The Centre will also contribute to faster, better and more coherent information on health in a joint action with its national partners, who will be a first port of call for the citizens. To be successful the Centre must gain a reputation fair honest and straight communication to the general public and must strike the right balance between clear language and scientific precision. As risk managers, our decisions will be much more effective with sound information, which is coherent and consistent across national borders.

I see the Centre's Management Board - bringing together, as it does, all Member States - as having a key role to play in ensuring the Centre and the national agencies work together effectively and independently. I would urge the Board members gathered here today to use the Board's inaugural meeting tomorrow - and our dinner this evening - as an opportunity to start building the spirit of teamwork and cooperation we need to take disease control in Europe to a new level of excellence.

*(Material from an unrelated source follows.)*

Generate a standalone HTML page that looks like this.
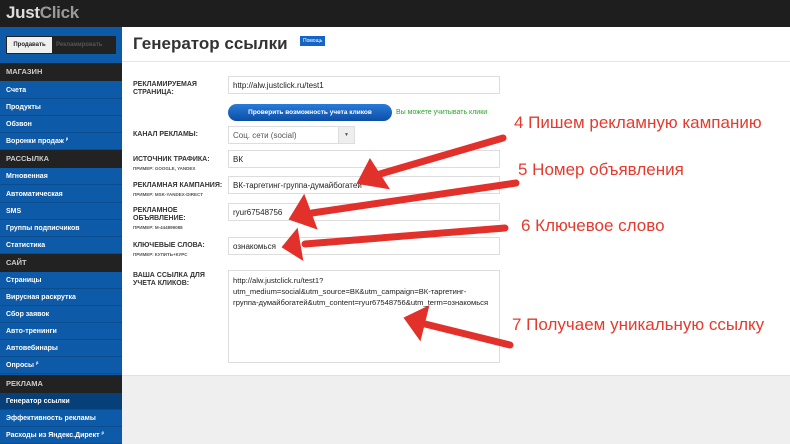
<!DOCTYPE html>
<html><head><meta charset="utf-8"><style>
*{margin:0;padding:0;box-sizing:border-box}
body{width:790px;height:444px;overflow:hidden;font-family:"Liberation Sans","Noto Sans CJK SC",sans-serif;background:#f2f2f2;position:relative}
.top{position:absolute;left:0;top:0;width:790px;height:27px;background:#1e1e1e}
.logo{position:absolute;left:6px;top:3px;font-size:17px;font-weight:bold;color:#ddd;letter-spacing:-0.3px}
.logo span{color:#999}
.side{position:absolute;left:0;top:27px;width:122px;height:417px;background:#0d5aa8}
.sb{position:absolute;left:0;width:122px;height:17px;font-size:7px;font-weight:bold;color:#fff;padding-left:6px;line-height:17px;border-bottom:1px solid #0a4c8e;overflow:hidden}
.sb sup{font-size:4px;line-height:0;vertical-align:3px}
.sh{position:absolute;left:0;width:122px;height:18px;background:#222;color:#ccc;font-size:7.5px;font-weight:bold;padding-left:6px;line-height:18px}
.main{position:absolute;left:122px;top:27px;width:668px;height:348px;background:#fff}
.bottom{position:absolute;left:122px;top:375px;width:668px;height:69px;background:#efefef;border-top:1px solid #e2e2e2}
.title{position:absolute;left:133px;top:34px;font-size:17px;font-weight:bold;color:#333}
.help{position:absolute;left:300px;top:36px;background:#1565c8;color:#fff;font-size:5px;padding:2px 3px}
.hr{position:absolute;left:122px;top:61px;width:668px;height:1px;background:#e6e6e6}
.lbl{position:absolute;left:133px;font-size:7px;font-weight:bold;color:#333;line-height:8px}
.ex{display:block;font-size:4.5px;color:#555;margin-top:1px}
.inp{position:absolute;left:228px;width:272px;height:18px;border:1px solid #ddd;background:#fff;font-size:8px;color:#222;padding:4px 4px}
.red{position:absolute;color:#e63a2e;font-size:17px;white-space:nowrap}
</style></head><body>
<div class="top"><div class="logo">Just<span>Click</span></div></div>
<div class="side">
<div style="position:absolute;left:6px;top:9px;width:110px;height:18px;background:#222"></div>
<div style="position:absolute;left:7px;top:10px;width:45px;height:16px;background:#f0f0f0;font-size:6px;font-weight:bold;color:#222;text-align:center;line-height:16px">Продавать</div>
<div style="position:absolute;left:56px;top:10px;font-size:6px;font-weight:bold;color:#555;line-height:16px">Рекламировать</div>
</div>
<div class="sh" style="top:63px">МАГАЗИН</div>
<div class="sb" style="top:82px">Счета</div>
<div class="sb" style="top:99px">Продукты</div>
<div class="sb" style="top:116px">Обзвон</div>
<div class="sb" style="top:133px">Воронки продаж <sup>β</sup></div>
<div class="sh" style="top:150px">РАССЫЛКА</div>
<div class="sb" style="top:168px">Мгновенная</div>
<div class="sb" style="top:186px">Автоматическая</div>
<div class="sb" style="top:203px">SMS</div>
<div class="sb" style="top:220px">Группы подписчиков</div>
<div class="sb" style="top:237px">Статистика</div>
<div class="sh" style="top:254px">САЙТ</div>
<div class="sb" style="top:272px">Страницы</div>
<div class="sb" style="top:289px">Вирусная раскрутка</div>
<div class="sb" style="top:306px">Сбор заявок</div>
<div class="sb" style="top:323px">Авто-тренинги</div>
<div class="sb" style="top:340px">Автовебинары</div>
<div class="sb" style="top:357px">Опросы <sup>β</sup></div>
<div class="sh" style="top:375px">РЕКЛАМА</div>
<div class="sb" style="top:393px;background:#073f78">Генератор ссылки</div>
<div class="sb" style="top:410px">Эффективность рекламы</div>
<div class="sb" style="top:427px">Расходы из Яндекс.Директ <sup>β</sup></div>

<div class="main"></div>
<div class="bottom"></div>
<div class="title">Генератор ссылки</div>
<div class="help">Помощь</div>
<div class="hr"></div>

<div class="lbl" style="top:81px">РЕКЛАМИРУЕМАЯ<br>СТРАНИЦА:</div>
<div class="inp" style="top:76px">http://alw.justclick.ru/test1</div>
<div style="position:absolute;left:228px;top:104px;width:164px;height:17px;border-radius:9px;background:linear-gradient(#2a7ad8,#0c4ea6);color:#fff;font-size:6.5px;font-weight:bold;text-align:center;line-height:17px">Проверить возможность учета кликов</div>
<div style="position:absolute;left:396px;top:109px;font-size:7px;color:#2aa52a">Вы можете учитывать клики</div>
<div class="lbl" style="top:131px">КАНАЛ РЕКЛАМЫ:</div>
<div class="inp" style="top:126px;width:127px;color:#555">Соц. сети (social)</div>
<div style="position:absolute;left:338px;top:127px;width:16px;height:16px;background:#eee;border-left:1px solid #ddd;font-size:5px;text-align:center;line-height:16px;color:#555">▼</div>
<div class="lbl" style="top:156px">ИСТОЧНИК ТРАФИКА:<span class="ex">ПРИМЕР: GOOGLE, YANDEX</span></div>
<div class="inp" style="top:150px">ВК</div>
<div class="lbl" style="top:182px">РЕКЛАМНАЯ КАМПАНИЯ:<span class="ex">ПРИМЕР: MSK-YANDEX-DIRECT</span></div>
<div class="inp" style="top:176px">ВК-таргетинг-группа-думайбогатей</div>
<div class="lbl" style="top:207px">РЕКЛАМНОЕ<br>ОБЪЯВЛЕНИЕ:<span class="ex">ПРИМЕР: M-444899088</span></div>
<div class="inp" style="top:203px">ryur67548756</div>
<div class="lbl" style="top:242px">КЛЮЧЕВЫЕ СЛОВА:<span class="ex">ПРИМЕР: КУПИТЬ+КУРС</span></div>
<div class="inp" style="top:237px">ознакомься</div>
<div class="lbl" style="top:272px">ВАША ССЫЛКА ДЛЯ<br>УЧЕТА КЛИКОВ:</div>
<div class="inp" style="top:270px;height:93px;line-height:11px;font-size:7.6px">http://alw.justclick.ru/test1?<br>utm_medium=social&amp;utm_source=ВК&amp;utm_campaign=ВК-таргетинг-<br>группа-думайбогатей&amp;utm_content=ryur67548756&amp;utm_term=ознакомься</div>

<svg style="position:absolute;left:0;top:0" width="790" height="444">
<g fill="#e2302a" stroke="#e2302a" stroke-linecap="round">
<line x1="503" y1="138" x2="380" y2="174" stroke-width="7"/>
<polygon points="358,183 370,160 388,188" stroke-width="2"/>
<line x1="516" y1="183" x2="312" y2="213" stroke-width="7"/>
<polygon points="290,219 304,196 316,228" stroke-width="2"/>
<line x1="505" y1="228" x2="305" y2="244" stroke-width="7"/>
<polygon points="283,247 297,230 302,259" stroke-width="2"/>
<line x1="510" y1="345" x2="425" y2="324" stroke-width="7"/>
<polygon points="405,318 428,307 420,339" stroke-width="2"/>
</g>
</svg>
<div class="red" style="left:514px;top:113px">4 Пишем рекламную кампанию</div>
<div class="red" style="left:518px;top:160px">5 Номер объявления</div>
<div class="red" style="left:521px;top:216px">6 Ключевое слово</div>
<div class="red" style="left:512px;top:315px">7 Получаем уникальную ссылку</div>
</body></html>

The Centre joins the network of other EU Agencies working for Health: the Europe Food Safety Authority, the Medicines Agency in London, the Agency for Health and Safety in Bilbao and the Drugs Agency in Lisbon.

As I said earlier, infectious diseases do not respect borders and they represent a real challenge for the EU institutions of today. To give one example, infection rates for HIV-AIDS are increasing throughout Europe. The rate of new infections in some European countries is so high that the situation could be described as a crisis, threatening to blight a generation of young Europeans. The Stockholm agency will have a central role to play in the action plan presented by the Commission in Vilnius on 17 September to fight this resurgent epidemic.

The Centre will be a sustainable resource for public health in Europe. It will prove its value very quickly, and equally fast we have to think of the broader future of the Centre.

Today is a first step in building an essential health resource for future Europeans. During the political process to enact the Regulation for the Centre, the Commission suggested considering the needs in other areas of public health. Many ministers and the Parliament took up this message very seriously and thus the Regulation contains a duty for the Centre to evaluate the need to extend the scope of the mission to other relevant areas. Once completed, the Commission will propose suitable modifications to the Regulation, as necessary.

The European Centre for Disease Prevention and Control may be initially a relatively small EU agency, but the importance of its mission could not be larger. I would like to call on all of you gathered here today - our Swedish hosts, our Management Board members, and our international partners

  • to provide what it takes for the Centre to become operational;
  • to take up the momentum from the negotiation table in the EP and Council; and
  • to work together to build the Centre and its network.

As we embark on the process of building up the Centre's staff and putting in place its systems, let us never forget that lives may depend on us getting it right, quickly.